Symbos was formerly thought to be a separate genus, but is now known to be synonymous. Its closest living relative is the muskox (Ovibos moschatus), from which it diverged around 3 million years ago. It is also closely related to the contemporaneous extinct genus Euceratherium.

== Description ==
Unlike today's Arctic and tundra-adapted muskoxen, with their long, shaggy coats, Bootherium was physically adapted to a range of less frigid climates, and appears to have been the only species of muskox to have evolved in and remain restricted to the North American continent (the Arctic muskox's range is circumpolar, and includes the northern reaches of Eurasia as well as North America).
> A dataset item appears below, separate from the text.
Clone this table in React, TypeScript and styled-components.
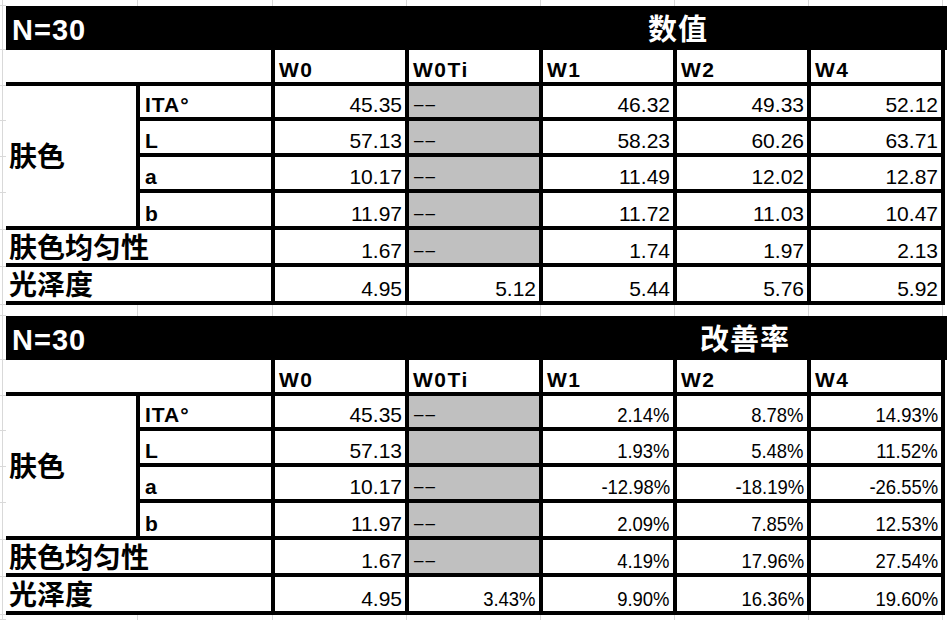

Bootherium was significantly taller and leaner than muskoxen found today in Arctic regions. Bootherium were estimated to weigh around 423.5 kg. Other differences were a thicker skull and considerably longer snout. The horns of Bootherium were situated high on the skull, with a downward curve and were fused along the midline of the skull, unlike tundra muskoxen whose horns are separated by a medial groove.

== Distribution ==
Bootherium was one of the most widely distributed muskox species in North America during the Pleistocene epoch. Fossils have been documented from as far north as Alaska to Alberta, Montana, California, Utah, Texas, Missouri, Indiana, Ohio, Michigan, Oklahoma, Virginia, North Carolina, and New Jersey. The species went into decline, and eventual extinction, approximately 11,000 years ago, at the end of the last Ice Age.